> _SUPPLIED INFORMATION_:
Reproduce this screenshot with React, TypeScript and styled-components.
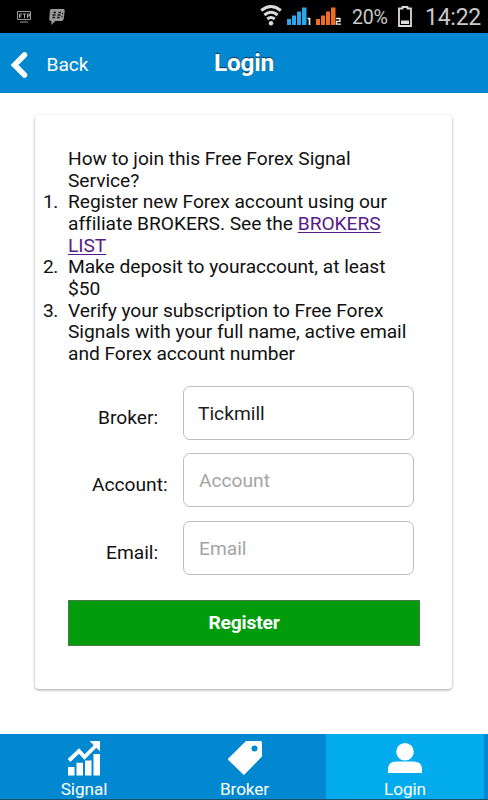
import React from "react";
import styled, { createGlobalStyle } from "styled-components";

const GlobalStyle = createGlobalStyle`
  * { box-sizing: border-box; }
  body { margin: 0; background: #fff; font-family: Roboto, sans-serif; color: #111; }
`;

const Screen = styled.div`
  width: 488px;
  height: 800px;
  display: flex;
  flex-direction: column;
  overflow: hidden;
`;

const StatusBar = styled.div`
  height: 33px;
  flex: none;
  background: #000;
  display: flex;
  justify-content: space-between;
  color: #c9c9c9;
`;

const StatusGroup = styled.div`
  display: flex;
  svg { display: block; flex: none; }
`;

const StatusText = styled.span<{ $size: number; $left: number; $width: number }>`
  font-size: ${(p) => p.$size}px;
  line-height: 35px;
  letter-spacing: -0.25px;
  margin-left: ${(p) => p.$left}px;
  width: ${(p) => p.$width}px;
  white-space: nowrap;
`;

const Header = styled.header`
  height: 60px;
  flex: none;
  background: #0288d1;
  border-bottom: 1px solid #0784cb;
  color: #fff;
  display: grid;
  grid-template-columns: 1fr auto 1fr;
`;

const BackButton = styled.button`
  border: 0;
  padding: 1px 0 0 10px;
  background: none;
  color: #fff;
  display: flex;
  align-items: center;
  gap: 18.5px;
  font: 400 19.2px/61px Roboto, sans-serif;
  letter-spacing: -0.05px;
`;

const Title = styled.h1`
  margin: 0;
  font-size: 24.4px;
  line-height: 59px;
  letter-spacing: -0.2px;
  font-weight: 700;
  text-shadow: 0 -1px 1px #12324a;
`;

const Card = styled.main`
  width: 417px;
  height: 574px;
  margin: 22px 0 0 35px;
  padding: 33px 33px 0;
  border-radius: 4px;
  box-shadow: 0 1px 3px rgba(0, 0, 0, 0.38);
  flex: none;
`;

const Instructions = styled.div`
  font-size: 19.2px;
  letter-spacing: -0.035px;
  line-height: 21.67px;
  white-space: nowrap;
  p { margin: 0; }
`;

const Steps = styled.ol`
  margin: 0;
  padding: 0;
  list-style: none;
`;

const Step = styled.li`
  display: grid;
  grid-template-columns: 25px 1fr;
  margin-left: -25px;
`;

const Marker = styled.span`
  letter-spacing: -0.6px;
`;

const Line = styled.span`
  display: block;
`;

const BrokerLink = styled.a`
  color: #551a8b;
  text-decoration: underline;
  text-decoration-thickness: 1px;
  text-underline-offset: 2px;
`;

const Form = styled.form`
  margin-top: 21px;
  display: grid;
  gap: 13.7px;
`;

const Field = styled.label`
  display: grid;
  grid-template-columns: 115px 231px;
  height: 54px;
  font-size: 19.2px;
`;

const FieldName = styled.span<{ $indent: number }>`
  padding-left: ${(p) => p.$indent}px;
  line-height: 63px;
`;

const Input = styled.input`
  width: 231px;
  height: 54px;
  padding: 1px 15px 0 14px;
  border: 1px solid #bdbdbd;
  border-radius: 7px;
  background: #fff;
  color: #1c1c1c;
  font: 400 19.2px Roboto, sans-serif;
  outline: none;
  &::placeholder { color: #a4a4a4; opacity: 1; text-indent: 1px; }
`;

const Submit = styled.button`
  width: 352px;
  height: 46px;
  margin-top: 11px;
  padding: 0;
  border: 1px solid #4d7a4d;
  background: #019c0b;
  color: #fff;
  font: 700 19.2px Roboto, sans-serif;
  letter-spacing: -0.15px;
`;

const TabBar = styled.nav`
  margin-top: auto;
  height: 66px;
  flex: none;
  background: #0288d1;
  border-bottom: 1px solid #18536f;
  display: grid;
  grid-template-columns: 163px 163px 158px;
`;

const Tab = styled.div<{ $active?: boolean; $shift?: number }>`
  background: ${(p) => (p.$active ? "#02abee" : "transparent")};
  color: #fff;
  display: flex;
  flex-direction: column;
  align-items: center;
  padding: 7px 0 0 ${(p) => p.$shift ?? 0}px;
  font-size: 17.2px;
  letter-spacing: -0.1px;
  line-height: 20px;
  svg { display: block; margin-bottom: 2px; flex: none; }
`;

const NoticeIcons = () => (
  <svg width="70" height="33" fill="#999">
    <path d="M17.500 11.500h13v8h-13zM20 22h8" fill="none" stroke="#999" />
    <path d="M19.500 18v-4h2.500M19.500 16h2M23 14h3M24.500 14v4M27.500 18v-4h2v2h-2" fill="none" stroke="#aaa" />
    <path d="M51 9h12q2 0 1.700 2l-1 8q-.3 2-2.300 2h-6l-4 4v-4q-2.400 0-2.200-2l.7-8q.2-2 1.100-2z" />
    <path d="M53.500 12.500h2.500M58.500 12.500h2.500M52.500 15h3M57.500 15h3M52.500 17.500h2.500M57 17.500h2.500M62 13.500h1M61.500 16.500h1" stroke="#111" strokeWidth="1.300" />
  </svg>
);

const WifiIcon = () => (
  <svg width="24" height="33" fill="none" stroke="#ddd" strokeWidth="3">
    <path d="M1.200 10.500Q11 2.500 20.800 10.500M4.400 15Q11 9.500 17.600 15M7.300 19Q11 16 14.700 19" />
    <circle cx="11" cy="23.200" r="2.200" fill="#ddd" stroke="none" />
  </svg>
);

const SignalBars = ({ color, slot }: { color: string; slot: string }) => (
  <svg width="29" height="33">
    <path fill={color} d="M3 19h4v6H3zM8 15.500h4V25H8zM13 11.500h4V25h-4zM18 7.500h4.500V25H18z" />
    {slot === "1" ? (
      <path d="M23.500 18.500h2V25" fill="none" stroke="#eee" strokeWidth="1.700" />
    ) : (
      <path d="M23 18.500h4v2.800h-3.500v2.900H28" fill="none" stroke="#eee" strokeWidth="1.300" />
    )}
  </svg>
);

const BatteryIcon = () => (
  <svg width="16" height="33">
    <path d="M2 8.500h3.500V7h5v1.500H14V26H2z" fill="none" stroke="#ddd" strokeWidth="1.800" />
    <path d="M4 20.500h8V24H4z" fill="#ddd" />
  </svg>
);

const GrowthIcon = () => (
  <svg width="34" height="36" fill="#fff">
    <path d="M1 26h6.500v8.500H1zM9.500 21.800H16v12.700H9.500zM18 19.500h6.500v15H18zM26.500 13H33v21.500h-6.500z" />
    <path d="M2 19.500L12 10l5.500 6L29 4.500" fill="none" stroke="#fff" strokeWidth="3.800" />
    <path d="M22.500 0H33v10.500z" />
  </svg>
);

const TagIcon = () => (
  <svg width="34" height="36" fill="#fff">
    <path fillRule="evenodd" d="M18 0H32.500q1.500 0 1.500 1.500V15.500L16.500 33.500Q16 34.200 15.300 33.500L.3 19Q-.3 18.200 .3 17.500zM26.500 4.500a3 3 0 1 0 0 6 3 3 0 0 0 0-6z" />
  </svg>
);

const PersonIcon = () => (
  <svg width="34" height="36" fill="#fff">
    <circle cx="17" cy="10.700" r="8.800" />
    <path d="M0 32v-3.500Q0 20.500 8 20.500h18q8 0 8 8V32z" />
  </svg>
);

export default function App() {
  return (
    <>
      <GlobalStyle />
      <Screen>
        <StatusBar>
          <StatusGroup><NoticeIcons /></StatusGroup>
          <StatusGroup>
            <WifiIcon />
            <SignalBars color="#2aa6ec" slot="1" />
            <SignalBars color="#ef6d20" slot="2" />
            <StatusText $size={19.6} $left={10} $width={45}>20%</StatusText>
            <BatteryIcon />
            <StatusText $size={23} $left={12} $width={63}>14:22</StatusText>
          </StatusGroup>
        </StatusBar>
        <Header>
          <BackButton>
            <svg width="18" height="28" fill="none" stroke="#fff" strokeWidth="5.500" strokeLinecap="round" strokeLinejoin="miter">
              <path d="M14.500 4L4.500 14l10 10" />
            </svg>
            Back
          </BackButton>
          <Title>Login</Title>
        </Header>
        <Card>
          <Instructions>
            <p>
              <Line>How to join this Free Forex Signal</Line>
              <Line>Service?</Line>
            </p>
            <Steps>
              <Step>
                <Marker>1.</Marker>
                <div>
                  <Line>Register new Forex account using our</Line>
                  <Line>affiliate BROKERS. See the <BrokerLink>BROKERS</BrokerLink></Line>
                  <Line><BrokerLink>LIST</BrokerLink></Line>
                </div>
              </Step>
              <Step>
                <Marker>2.</Marker>
                <div>
                  <Line>Make deposit to youraccount, at least</Line>
                  <Line>$50</Line>
                </div>
              </Step>
              <Step>
                <Marker>3.</Marker>
                <div>
                  <Line>Verify your subscription to Free Forex</Line>
                  <Line>Signals with your full name, active email</Line>
                  <Line>and Forex account number</Line>
                </div>
              </Step>
            </Steps>
          </Instructions>
          <Form onSubmit={(e) => e.preventDefault()}>
            <Field>
              <FieldName $indent={30}>Broker:</FieldName>
              <Input defaultValue="Tickmill" />
            </Field>
            <Field>
              <FieldName $indent={24}>Account:</FieldName>
              <Input placeholder="Account" />
            </Field>
            <Field>
              <FieldName $indent={38}>Email:</FieldName>
              <Input placeholder="Email" />
            </Field>
            <Submit type="submit">Register</Submit>
          </Form>
        </Card>
        <TabBar>
          <Tab $shift={5}><GrowthIcon />Signal</Tab>
          <Tab><TagIcon />Broker</Tab>
          <Tab $active><PersonIcon />Login</Tab>
        </TabBar>
      </Screen>
    </>
  );
}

> _EXERCISE INSTRUCTIONS_:
Exactly how many lines contain "this"? State the number and nothing else.

> _FULL OUTPUT_:
2